Task to carry out – Write out the material exactly, leaving every picture behind.
— start Raw data —
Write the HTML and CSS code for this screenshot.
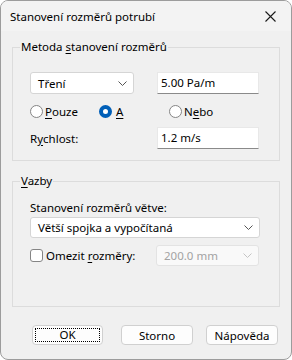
FILE: index.html
```html
<!DOCTYPE html>
<html>
<head>
  <link rel="stylesheet" href="styles.css">
  <title>Stanovení rozměrů potrubí</title>
</head>
<body>
  <div class="window">
    <div class="titlebar">
      <span class="title">Stanovení rozměrů potrubí</span>
      <svg class="close" width="11" height="11" viewBox="0 0 11 11">
        <path d="M0.5 0.5 L10.5 10.5 M10.5 0.5 L0.5 10.5" stroke="#1a1a1a" stroke-width="1.1" fill="none"/>
      </svg>
    </div>

    <div class="content">
      <fieldset class="group group-method">
        <legend>Metoda <u>s</u>tanovení rozměrů</legend>
        <div class="row">
          <div class="combo combo-short">
            <span>Tření</span>
            <svg class="chevron" width="9" height="5" viewBox="0 0 9 5"><polyline points="0.5,0.5 4.5,4.5 8.5,0.5" stroke="#555" fill="none"/></svg>
          </div>
          <div class="textbox">5.00 Pa/m</div>
        </div>
        <div class="radios">
          <label class="radio radio-first"><span class="dot"></span><span><u>P</u>ouze</span></label>
          <label class="radio radio-second"><span class="dot checked"></span><span><u>A</u></span></label>
          <label class="radio"><span class="dot"></span><span>N<u>e</u>bo</span></label>
        </div>
        <div class="row">
          <span class="field-label">R<u>y</u>chlost:</span>
          <div class="textbox">1.2 m/s</div>
        </div>
      </fieldset>

      <fieldset class="group group-bind">
        <legend><u>V</u>azby</legend>
        <div class="plain-label">Stanovení rozměrů větve:</div>
        <div class="combo combo-wide">
          <span>Větší spojka a vypočítaná</span>
          <svg class="chevron" width="9" height="5" viewBox="0 0 9 5"><polyline points="0.5,0.5 4.5,4.5 8.5,0.5" stroke="#555" fill="none"/></svg>
        </div>
        <div class="row check-row">
          <label class="check"><span class="box"></span><span>Omezit <u>r</u>ozměry:</span></label>
          <div class="combo combo-disabled">
            <span>200.0 mm</span>
            <svg class="chevron" width="9" height="5" viewBox="0 0 9 5"><polyline points="0.5,0.5 4.5,4.5 8.5,0.5" stroke="#c4c4c4" fill="none"/></svg>
          </div>
        </div>
      </fieldset>

      <div class="buttons">
        <button class="btn btn-ok"><span class="focus">OK</span></button>
        <button class="btn btn-cancel">Storno</button>
        <button class="btn btn-help">Nápověda</button>
      </div>
    </div>
  </div>
</body>
</html>
```

FILE: styles.css
```css
body {
  margin: 0;
  background-color: #fff;
  font-family: "Noto Sans", "DejaVu Sans", sans-serif;
  font-size: 11.5px;
  color: #000;
}
.window {
  width: 292px;
  height: 360px;
  box-sizing: border-box;
  border: 1px solid #9c9c9c;
  border-radius: 8px;
  background-color: #f0f0f0;
  overflow: hidden;
}
.titlebar {
  height: 30px;
  background-color: #f3f3f3;
  display: flex;
  align-items: center;
  justify-content: space-between;
  padding: 0 15px 0 9px;
}
.title {
  font-size: 11.5px;
}
.content {
  padding: 0 11px;
}
.group {
  margin: 0;
  border: 1px solid #dcdcdc;
  padding: 0 0 0 17px;
  min-width: 0;
}
.group legend {
  margin-left: -10px;
  padding: 0 1px;
  line-height: 16px;
}
u {
  text-decoration: underline;
  text-underline-offset: 2px;
}
.group-method {
  margin-top: 8px;
  padding-top: 17px;
  padding-bottom: 11px;
}
.row {
  display: flex;
  align-items: center;
}
.combo {
  box-sizing: border-box;
  background-color: #fff;
  border: 1px solid #d5d5d5;
  border-radius: 3px;
  display: flex;
  align-items: center;
  justify-content: space-between;
  padding: 0 6px 0 7px;
}
.combo-short {
  width: 104px;
  height: 22px;
}
.combo-wide {
  width: 230px;
  height: 21px;
  margin-top: 1px;
}
.combo-disabled {
  width: 103px;
  height: 21px;
  background-color: #f9f9f9;
  border-color: #e3e3e3;
  color: #a3a3a3;
  margin-left: auto;
  margin-right: 20px;
}
.textbox {
  box-sizing: border-box;
  width: 102px;
  height: 22px;
  margin-left: 23px;
  background-color: #fff;
  border: 1px solid #e8e8e8;
  border-bottom-color: #8a8a8a;
  padding: 0 3px;
  line-height: 20px;
}
.radios {
  display: flex;
  align-items: center;
  margin-top: 10px;
  margin-bottom: 9px;
  height: 14px;
}
.radio {
  display: flex;
  align-items: center;
}
.radio-first {
  width: 69px;
}
.radio-second {
  width: 70px;
}
.dot {
  box-sizing: border-box;
  width: 13px;
  height: 13px;
  border: 1px solid #858585;
  border-radius: 50%;
  background-color: #fff;
  margin-right: 2px;
}
.dot.checked {
  border: 4px solid #005fb8;
  margin-right: 4px;
}
.field-label {
  width: 104px;
}
.plain-label {
  line-height: 16px;
}
.group-bind {
  margin-top: 12px;
  padding-top: 11px;
  padding-bottom: 40px;
}
.check-row {
  margin-top: 7px;
}
.check {
  display: flex;
  align-items: center;
}
.box {
  box-sizing: border-box;
  width: 13px;
  height: 13px;
  border: 1px solid #858585;
  border-radius: 3px;
  background-color: #fff;
  margin-right: 3px;
}
.buttons {
  display: flex;
  margin-top: 18px;
  padding-left: 20px;
}
.btn {
  box-sizing: border-box;
  height: 20px;
  width: 72px;
  background-color: #fdfdfd;
  border: 1px solid #d0d0d0;
  border-radius: 4px;
  font-family: inherit;
  font-size: 11.5px;
  color: #000;
  padding: 0;
}
.btn-ok {
  width: 71px;
  padding: 2px;
}
.focus {
  display: block;
  height: 100%;
  box-sizing: border-box;
  border: 1px dotted #000;
  line-height: 12px;
}
.btn-cancel {
  margin-left: 18px;
}
.btn-help {
  margin-left: 13px;
}
```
— end Raw data —
Problem solution –
Write the HTML and CSS code for this screenshot.
FILE: index.html
```html
<!DOCTYPE html>
<html>
<head>
  <link rel="stylesheet" href="styles.css">
  <title>Stanovení rozměrů potrubí</title>
</head>
<body>
  <div class="window">
    <div class="titlebar">
      <span class="title">Stanovení rozměrů potrubí</span>
      <svg class="close" width="11" height="11" viewBox="0 0 11 11">
        <path d="M0.5 0.5 L10.5 10.5 M10.5 0.5 L0.5 10.5" stroke="#1a1a1a" stroke-width="1.1" fill="none"/>
      </svg>
    </div>

    <div class="content">
      <fieldset class="group group-method">
        <legend>Metoda <u>s</u>tanovení rozměrů</legend>
        <div class="row">
          <div class="combo combo-short">
            <span>Tření</span>
            <svg class="chevron" width="9" height="5" viewBox="0 0 9 5"><polyline points="0.5,0.5 4.5,4.5 8.5,0.5" stroke="#555" fill="none"/></svg>
          </div>
          <div class="textbox">5.00 Pa/m</div>
        </div>
        <div class="radios">
          <label class="radio radio-first"><span class="dot"></span><span><u>P</u>ouze</span></label>
          <label class="radio radio-second"><span class="dot checked"></span><span><u>A</u></span></label>
          <label class="radio"><span class="dot"></span><span>N<u>e</u>bo</span></label>
        </div>
        <div class="row">
          <span class="field-label">R<u>y</u>chlost:</span>
          <div class="textbox">1.2 m/s</div>
        </div>
      </fieldset>

      <fieldset class="group group-bind">
        <legend><u>V</u>azby</legend>
        <div class="plain-label">Stanovení rozměrů větve:</div>
        <div class="combo combo-wide">
          <span>Větší spojka a vypočítaná</span>
          <svg class="chevron" width="9" height="5" viewBox="0 0 9 5"><polyline points="0.5,0.5 4.5,4.5 8.5,0.5" stroke="#555" fill="none"/></svg>
        </div>
        <div class="row check-row">
          <label class="check"><span class="box"></span><span>Omezit <u>r</u>ozměry:</span></label>
          <div class="combo combo-disabled">
            <span>200.0 mm</span>
            <svg class="chevron" width="9" height="5" viewBox="0 0 9 5"><polyline points="0.5,0.5 4.5,4.5 8.5,0.5" stroke="#c4c4c4" fill="none"/></svg>
          </div>
        </div>
      </fieldset>

      <div class="buttons">
        <button class="btn btn-ok"><span class="focus">OK</span></button>
        <button class="btn btn-cancel">Storno</button>
        <button class="btn btn-help">Nápověda</button>
      </div>
    </div>
  </div>
</body>
</html>
```

FILE: styles.css
```css
body {
  margin: 0;
  background-color: #fff;
  font-family: "Noto Sans", "DejaVu Sans", sans-serif;
  font-size: 11.5px;
  color: #000;
}
.window {
  width: 292px;
  height: 360px;
  box-sizing: border-box;
  border: 1px solid #9c9c9c;
  border-radius: 8px;
  background-color: #f0f0f0;
  overflow: hidden;
}
.titlebar {
  height: 30px;
  background-color: #f3f3f3;
  display: flex;
  align-items: center;
  justify-content: space-between;
  padding: 0 15px 0 9px;
}
.title {
  font-size: 11.5px;
}
.content {
  padding: 0 11px;
}
.group {
  margin: 0;
  border: 1px solid #dcdcdc;
  padding: 0 0 0 17px;
  min-width: 0;
}
.group legend {
  margin-left: -10px;
  padding: 0 1px;
  line-height: 16px;
}
u {
  text-decoration: underline;
  text-underline-offset: 2px;
}
.group-method {
  margin-top: 8px;
  padding-top: 17px;
  padding-bottom: 11px;
}
.row {
  display: flex;
  align-items: center;
}
.combo {
  box-sizing: border-box;
  background-color: #fff;
  border: 1px solid #d5d5d5;
  border-radius: 3px;
  display: flex;
  align-items: center;
  justify-content: space-between;
  padding: 0 6px 0 7px;
}
.combo-short {
  width: 104px;
  height: 22px;
}
.combo-wide {
  width: 230px;
  height: 21px;
  margin-top: 1px;
}
.combo-disabled {
  width: 103px;
  height: 21px;
  background-color: #f9f9f9;
  border-color: #e3e3e3;
  color: #a3a3a3;
  margin-left: auto;
  margin-right: 20px;
}
.textbox {
  box-sizing: border-box;
  width: 102px;
  height: 22px;
  margin-left: 23px;
  background-color: #fff;
  border: 1px solid #e8e8e8;
  border-bottom-color: #8a8a8a;
  padding: 0 3px;
  line-height: 20px;
}
.radios {
  display: flex;
  align-items: center;
  margin-top: 10px;
  margin-bottom: 9px;
  height: 14px;
}
.radio {
  display: flex;
  align-items: center;
}
.radio-first {
  width: 69px;
}
.radio-second {
  width: 70px;
}
.dot {
  box-sizing: border-box;
  width: 13px;
  height: 13px;
  border: 1px solid #858585;
  border-radius: 50%;
  background-color: #fff;
  margin-right: 2px;
}
.dot.checked {
  border: 4px solid #005fb8;
  margin-right: 4px;
}
.field-label {
  width: 104px;
}
.plain-label {
  line-height: 16px;
}
.group-bind {
  margin-top: 12px;
  padding-top: 11px;
  padding-bottom: 40px;
}
.check-row {
  margin-top: 7px;
}
.check {
  display: flex;
  align-items: center;
}
.box {
  box-sizing: border-box;
  width: 13px;
  height: 13px;
  border: 1px solid #858585;
  border-radius: 3px;
  background-color: #fff;
  margin-right: 3px;
}
.buttons {
  display: flex;
  margin-top: 18px;
  padding-left: 20px;
}
.btn {
  box-sizing: border-box;
  height: 20px;
  width: 72px;
  background-color: #fdfdfd;
  border: 1px solid #d0d0d0;
  border-radius: 4px;
  font-family: inherit;
  font-size: 11.5px;
  color: #000;
  padding: 0;
}
.btn-ok {
  width: 71px;
  padding: 2px;
}
.focus {
  display: block;
  height: 100%;
  box-sizing: border-box;
  border: 1px dotted #000;
  line-height: 12px;
}
.btn-cancel {
  margin-left: 18px;
}
.btn-help {
  margin-left: 13px;
}
```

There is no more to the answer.